> _PROBLEM STATEMENT_: The records below hold pictures; please leave those out and retype the rest exactly.

> _RECORDS SUPPLIED_:
[BEGIN]

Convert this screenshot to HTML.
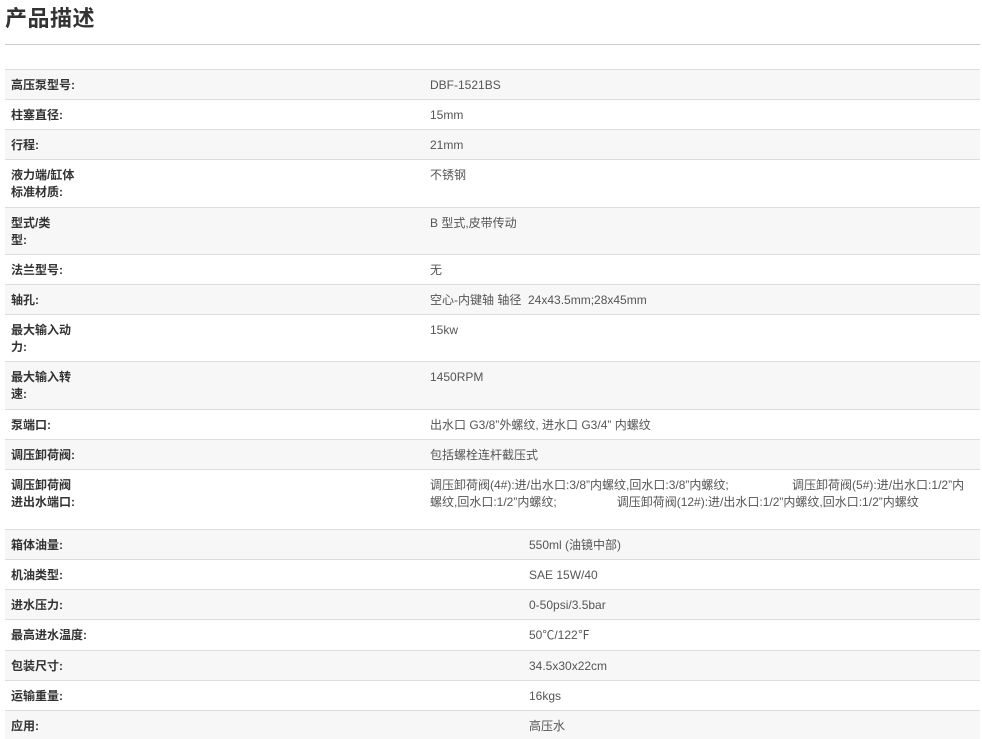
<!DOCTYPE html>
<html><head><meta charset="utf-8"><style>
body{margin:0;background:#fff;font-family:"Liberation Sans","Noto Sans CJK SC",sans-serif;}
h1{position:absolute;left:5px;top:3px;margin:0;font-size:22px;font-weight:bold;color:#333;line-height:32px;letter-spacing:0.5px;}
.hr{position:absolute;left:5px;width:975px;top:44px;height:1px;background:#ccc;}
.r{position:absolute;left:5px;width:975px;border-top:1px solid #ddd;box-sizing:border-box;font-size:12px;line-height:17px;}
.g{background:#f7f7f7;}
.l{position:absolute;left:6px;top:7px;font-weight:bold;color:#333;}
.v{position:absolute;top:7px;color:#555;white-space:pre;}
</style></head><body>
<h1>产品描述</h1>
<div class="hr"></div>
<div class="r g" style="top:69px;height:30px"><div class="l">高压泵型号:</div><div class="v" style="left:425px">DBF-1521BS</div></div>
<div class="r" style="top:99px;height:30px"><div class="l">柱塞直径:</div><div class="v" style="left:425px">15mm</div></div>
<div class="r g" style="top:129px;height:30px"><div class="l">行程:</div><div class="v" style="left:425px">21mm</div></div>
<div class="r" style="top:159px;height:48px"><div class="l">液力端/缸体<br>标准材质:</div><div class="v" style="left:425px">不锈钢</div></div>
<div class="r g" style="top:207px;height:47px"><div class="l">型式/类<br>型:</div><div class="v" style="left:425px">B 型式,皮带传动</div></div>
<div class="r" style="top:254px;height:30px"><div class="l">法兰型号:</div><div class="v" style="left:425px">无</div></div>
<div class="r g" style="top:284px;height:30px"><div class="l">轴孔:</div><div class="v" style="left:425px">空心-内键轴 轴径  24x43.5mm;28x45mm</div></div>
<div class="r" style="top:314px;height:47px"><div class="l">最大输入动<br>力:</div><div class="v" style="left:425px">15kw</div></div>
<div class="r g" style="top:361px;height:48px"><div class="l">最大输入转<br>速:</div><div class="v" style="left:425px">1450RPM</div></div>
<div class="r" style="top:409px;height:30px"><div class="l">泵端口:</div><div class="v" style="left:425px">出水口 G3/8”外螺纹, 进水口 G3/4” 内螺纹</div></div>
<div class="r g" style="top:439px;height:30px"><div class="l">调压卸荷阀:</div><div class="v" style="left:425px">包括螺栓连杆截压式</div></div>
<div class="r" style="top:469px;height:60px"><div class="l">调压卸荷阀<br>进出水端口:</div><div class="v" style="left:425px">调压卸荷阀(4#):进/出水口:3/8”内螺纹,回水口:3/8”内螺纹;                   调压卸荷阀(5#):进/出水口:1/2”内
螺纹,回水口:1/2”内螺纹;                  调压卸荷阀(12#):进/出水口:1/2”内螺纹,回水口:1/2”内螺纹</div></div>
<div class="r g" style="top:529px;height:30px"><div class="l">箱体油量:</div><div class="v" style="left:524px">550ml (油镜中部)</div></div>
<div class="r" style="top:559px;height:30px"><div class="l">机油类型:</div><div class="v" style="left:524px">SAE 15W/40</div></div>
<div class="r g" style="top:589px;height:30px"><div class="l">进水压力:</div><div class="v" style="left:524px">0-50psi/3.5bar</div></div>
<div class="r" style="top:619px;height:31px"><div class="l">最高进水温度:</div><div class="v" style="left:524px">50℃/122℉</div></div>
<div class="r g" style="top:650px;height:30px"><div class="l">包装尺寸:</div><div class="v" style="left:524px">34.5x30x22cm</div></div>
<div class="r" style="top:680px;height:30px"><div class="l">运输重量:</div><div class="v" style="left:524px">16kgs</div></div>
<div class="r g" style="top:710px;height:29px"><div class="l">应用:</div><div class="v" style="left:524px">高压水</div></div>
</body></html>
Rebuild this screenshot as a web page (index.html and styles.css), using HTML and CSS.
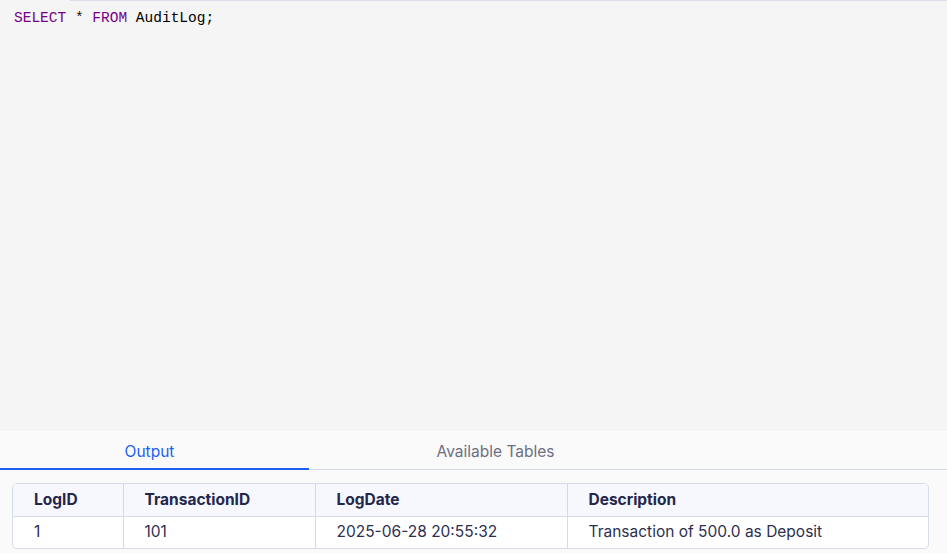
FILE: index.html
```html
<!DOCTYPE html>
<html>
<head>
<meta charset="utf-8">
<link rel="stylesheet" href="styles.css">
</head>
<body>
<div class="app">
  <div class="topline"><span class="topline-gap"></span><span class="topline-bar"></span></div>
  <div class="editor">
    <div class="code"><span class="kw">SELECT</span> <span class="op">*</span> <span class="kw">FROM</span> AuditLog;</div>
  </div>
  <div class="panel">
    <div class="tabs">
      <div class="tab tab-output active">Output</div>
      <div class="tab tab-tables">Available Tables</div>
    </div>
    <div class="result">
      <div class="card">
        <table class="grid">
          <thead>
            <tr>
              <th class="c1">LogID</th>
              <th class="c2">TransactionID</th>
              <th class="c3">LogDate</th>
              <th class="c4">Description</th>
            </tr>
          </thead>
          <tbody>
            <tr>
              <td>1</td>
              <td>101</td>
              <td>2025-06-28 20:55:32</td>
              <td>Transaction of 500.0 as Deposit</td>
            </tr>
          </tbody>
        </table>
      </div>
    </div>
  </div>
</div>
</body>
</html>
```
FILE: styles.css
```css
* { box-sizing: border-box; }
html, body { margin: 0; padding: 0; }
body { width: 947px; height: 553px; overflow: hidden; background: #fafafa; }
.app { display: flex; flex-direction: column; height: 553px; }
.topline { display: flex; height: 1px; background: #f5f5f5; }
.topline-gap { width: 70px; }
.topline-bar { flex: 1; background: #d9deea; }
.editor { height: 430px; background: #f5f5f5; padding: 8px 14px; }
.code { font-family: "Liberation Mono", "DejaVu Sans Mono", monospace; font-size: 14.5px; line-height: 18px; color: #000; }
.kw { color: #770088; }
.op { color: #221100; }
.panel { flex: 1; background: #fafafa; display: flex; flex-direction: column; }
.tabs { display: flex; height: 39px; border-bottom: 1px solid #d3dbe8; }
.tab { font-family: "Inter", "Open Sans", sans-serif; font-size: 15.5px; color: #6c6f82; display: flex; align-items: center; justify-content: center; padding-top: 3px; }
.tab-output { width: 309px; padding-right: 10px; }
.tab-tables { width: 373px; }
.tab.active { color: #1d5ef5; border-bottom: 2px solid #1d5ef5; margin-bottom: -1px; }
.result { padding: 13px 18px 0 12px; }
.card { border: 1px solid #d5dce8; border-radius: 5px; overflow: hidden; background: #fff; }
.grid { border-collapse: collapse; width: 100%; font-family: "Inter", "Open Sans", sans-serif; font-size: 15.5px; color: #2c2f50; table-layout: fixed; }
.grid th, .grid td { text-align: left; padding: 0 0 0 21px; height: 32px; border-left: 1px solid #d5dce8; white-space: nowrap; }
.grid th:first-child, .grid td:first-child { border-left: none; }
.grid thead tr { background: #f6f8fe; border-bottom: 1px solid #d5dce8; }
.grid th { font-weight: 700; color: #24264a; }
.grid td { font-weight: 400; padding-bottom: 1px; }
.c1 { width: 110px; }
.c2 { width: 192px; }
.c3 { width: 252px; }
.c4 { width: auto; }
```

[END]

> _THE SOLUTION_:
Convert this screenshot to HTML.
<!DOCTYPE html>
<html><head><meta charset="utf-8"><style>
body{margin:0;background:#fff;font-family:"Liberation Sans","Noto Sans CJK SC",sans-serif;}
h1{position:absolute;left:5px;top:3px;margin:0;font-size:22px;font-weight:bold;color:#333;line-height:32px;letter-spacing:0.5px;}
.hr{position:absolute;left:5px;width:975px;top:44px;height:1px;background:#ccc;}
.r{position:absolute;left:5px;width:975px;border-top:1px solid #ddd;box-sizing:border-box;font-size:12px;line-height:17px;}
.g{background:#f7f7f7;}
.l{position:absolute;left:6px;top:7px;font-weight:bold;color:#333;}
.v{position:absolute;top:7px;color:#555;white-space:pre;}
</style></head><body>
<h1>产品描述</h1>
<div class="hr"></div>
<div class="r g" style="top:69px;height:30px"><div class="l">高压泵型号:</div><div class="v" style="left:425px">DBF-1521BS</div></div>
<div class="r" style="top:99px;height:30px"><div class="l">柱塞直径:</div><div class="v" style="left:425px">15mm</div></div>
<div class="r g" style="top:129px;height:30px"><div class="l">行程:</div><div class="v" style="left:425px">21mm</div></div>
<div class="r" style="top:159px;height:48px"><div class="l">液力端/缸体<br>标准材质:</div><div class="v" style="left:425px">不锈钢</div></div>
<div class="r g" style="top:207px;height:47px"><div class="l">型式/类<br>型:</div><div class="v" style="left:425px">B 型式,皮带传动</div></div>
<div class="r" style="top:254px;height:30px"><div class="l">法兰型号:</div><div class="v" style="left:425px">无</div></div>
<div class="r g" style="top:284px;height:30px"><div class="l">轴孔:</div><div class="v" style="left:425px">空心-内键轴 轴径  24x43.5mm;28x45mm</div></div>
<div class="r" style="top:314px;height:47px"><div class="l">最大输入动<br>力:</div><div class="v" style="left:425px">15kw</div></div>
<div class="r g" style="top:361px;height:48px"><div class="l">最大输入转<br>速:</div><div class="v" style="left:425px">1450RPM</div></div>
<div class="r" style="top:409px;height:30px"><div class="l">泵端口:</div><div class="v" style="left:425px">出水口 G3/8”外螺纹, 进水口 G3/4” 内螺纹</div></div>
<div class="r g" style="top:439px;height:30px"><div class="l">调压卸荷阀:</div><div class="v" style="left:425px">包括螺栓连杆截压式</div></div>
<div class="r" style="top:469px;height:60px"><div class="l">调压卸荷阀<br>进出水端口:</div><div class="v" style="left:425px">调压卸荷阀(4#):进/出水口:3/8”内螺纹,回水口:3/8”内螺纹;                   调压卸荷阀(5#):进/出水口:1/2”内
螺纹,回水口:1/2”内螺纹;                  调压卸荷阀(12#):进/出水口:1/2”内螺纹,回水口:1/2”内螺纹</div></div>
<div class="r g" style="top:529px;height:30px"><div class="l">箱体油量:</div><div class="v" style="left:524px">550ml (油镜中部)</div></div>
<div class="r" style="top:559px;height:30px"><div class="l">机油类型:</div><div class="v" style="left:524px">SAE 15W/40</div></div>
<div class="r g" style="top:589px;height:30px"><div class="l">进水压力:</div><div class="v" style="left:524px">0-50psi/3.5bar</div></div>
<div class="r" style="top:619px;height:31px"><div class="l">最高进水温度:</div><div class="v" style="left:524px">50℃/122℉</div></div>
<div class="r g" style="top:650px;height:30px"><div class="l">包装尺寸:</div><div class="v" style="left:524px">34.5x30x22cm</div></div>
<div class="r" style="top:680px;height:30px"><div class="l">运输重量:</div><div class="v" style="left:524px">16kgs</div></div>
<div class="r g" style="top:710px;height:29px"><div class="l">应用:</div><div class="v" style="left:524px">高压水</div></div>
</body></html>
Rebuild this screenshot as a web page (index.html and styles.css), using HTML and CSS.
FILE: index.html
```html
<!DOCTYPE html>
<html>
<head>
<meta charset="utf-8">
<link rel="stylesheet" href="styles.css">
</head>
<body>
<div class="app">
  <div class="topline"><span class="topline-gap"></span><span class="topline-bar"></span></div>
  <div class="editor">
    <div class="code"><span class="kw">SELECT</span> <span class="op">*</span> <span class="kw">FROM</span> AuditLog;</div>
  </div>
  <div class="panel">
    <div class="tabs">
      <div class="tab tab-output active">Output</div>
      <div class="tab tab-tables">Available Tables</div>
    </div>
    <div class="result">
      <div class="card">
        <table class="grid">
          <thead>
            <tr>
              <th class="c1">LogID</th>
              <th class="c2">TransactionID</th>
              <th class="c3">LogDate</th>
              <th class="c4">Description</th>
            </tr>
          </thead>
          <tbody>
            <tr>
              <td>1</td>
              <td>101</td>
              <td>2025-06-28 20:55:32</td>
              <td>Transaction of 500.0 as Deposit</td>
            </tr>
          </tbody>
        </table>
      </div>
    </div>
  </div>
</div>
</body>
</html>
```
FILE: styles.css
```css
* { box-sizing: border-box; }
html, body { margin: 0; padding: 0; }
body { width: 947px; height: 553px; overflow: hidden; background: #fafafa; }
.app { display: flex; flex-direction: column; height: 553px; }
.topline { display: flex; height: 1px; background: #f5f5f5; }
.topline-gap { width: 70px; }
.topline-bar { flex: 1; background: #d9deea; }
.editor { height: 430px; background: #f5f5f5; padding: 8px 14px; }
.code { font-family: "Liberation Mono", "DejaVu Sans Mono", monospace; font-size: 14.5px; line-height: 18px; color: #000; }
.kw { color: #770088; }
.op { color: #221100; }
.panel { flex: 1; background: #fafafa; display: flex; flex-direction: column; }
.tabs { display: flex; height: 39px; border-bottom: 1px solid #d3dbe8; }
.tab { font-family: "Inter", "Open Sans", sans-serif; font-size: 15.5px; color: #6c6f82; display: flex; align-items: center; justify-content: center; padding-top: 3px; }
.tab-output { width: 309px; padding-right: 10px; }
.tab-tables { width: 373px; }
.tab.active { color: #1d5ef5; border-bottom: 2px solid #1d5ef5; margin-bottom: -1px; }
.result { padding: 13px 18px 0 12px; }
.card { border: 1px solid #d5dce8; border-radius: 5px; overflow: hidden; background: #fff; }
.grid { border-collapse: collapse; width: 100%; font-family: "Inter", "Open Sans", sans-serif; font-size: 15.5px; color: #2c2f50; table-layout: fixed; }
.grid th, .grid td { text-align: left; padding: 0 0 0 21px; height: 32px; border-left: 1px solid #d5dce8; white-space: nowrap; }
.grid th:first-child, .grid td:first-child { border-left: none; }
.grid thead tr { background: #f6f8fe; border-bottom: 1px solid #d5dce8; }
.grid th { font-weight: 700; color: #24264a; }
.grid td { font-weight: 400; padding-bottom: 1px; }
.c1 { width: 110px; }
.c2 { width: 192px; }
.c3 { width: 252px; }
.c4 { width: auto; }
```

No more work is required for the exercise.